Pour les fans de Rosie, une bonne nouvelle. Après notre visite à la clinique vétérinaire qui nous a démontré qu'elle n'avait rien de grave, elle s'est levée, et elle est allée dans la cour, où elle se trouve en ce moment. Elle a délivré le colis qu'elle gardait depuis trois jours. De temps en temps elle couine, mais elle s'est redressée et déplacée.
Il me faudra lui prévoir une niche et une chaîne pour les moments où je serai absente et en attendant une clôture.
J'ai remis le chauffage, je suis fière d'y être arrivée toute seule. Il fait un temps frais avec de gros nuages et des rayons de soleil dans les feuillages d'automne, tout ce que j'aime. J'ai déplacé des fleurs et des buissons, mis en place le futur jardin au moins dans les grandes lignes. L'année prochaine, ce devrait être déjà une toute autre histoire. Mais j'aurais besoin d'aide, il y a des choses qui sont au dessus de mes forces.
La voisine a un jardin du genre bien entretenu où tout est compartimenté, le contraire de ce que je fais, car j'essaie de mélanger les fleurs de façon à ce qu'elles se mettent en valeur et que les floraisons se succèdent dans un ensemble naturel et capricieux. Cependant, moi qui n'aimais pas trop les glaïeuls, je louche sur les siens, que je vois, le soir illuminés par la lumière oblique. Ils ont un côté art nouveau, un rose émouvant, je pense qu'elle m'en donnera, mais au printemps, car c'est au printemps qu'on en installe les bulbes. Il manquera à mon bonheur des cosmos, qui poussent ici comme du chiendent.
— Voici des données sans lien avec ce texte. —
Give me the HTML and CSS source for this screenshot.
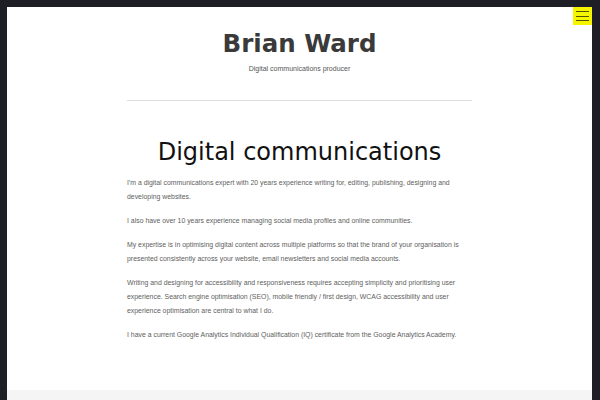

 J'ai réparti des astilbes et des pivoines de façon à ce qu'elles ne soient plus alignées comme des chiffres dans un tableau excell, mais apparaissent en touffes, mélangées avec des phloxs et des lavataires, plus tard des roses trémières, quand j'en trouverai. J'ai planté aussi une haie de framboisiers entre la voisine et moi, avec une viorne obier et un "irga".

première sortie de Rosie



mon mélange. Au milieu, va pousser un seringat.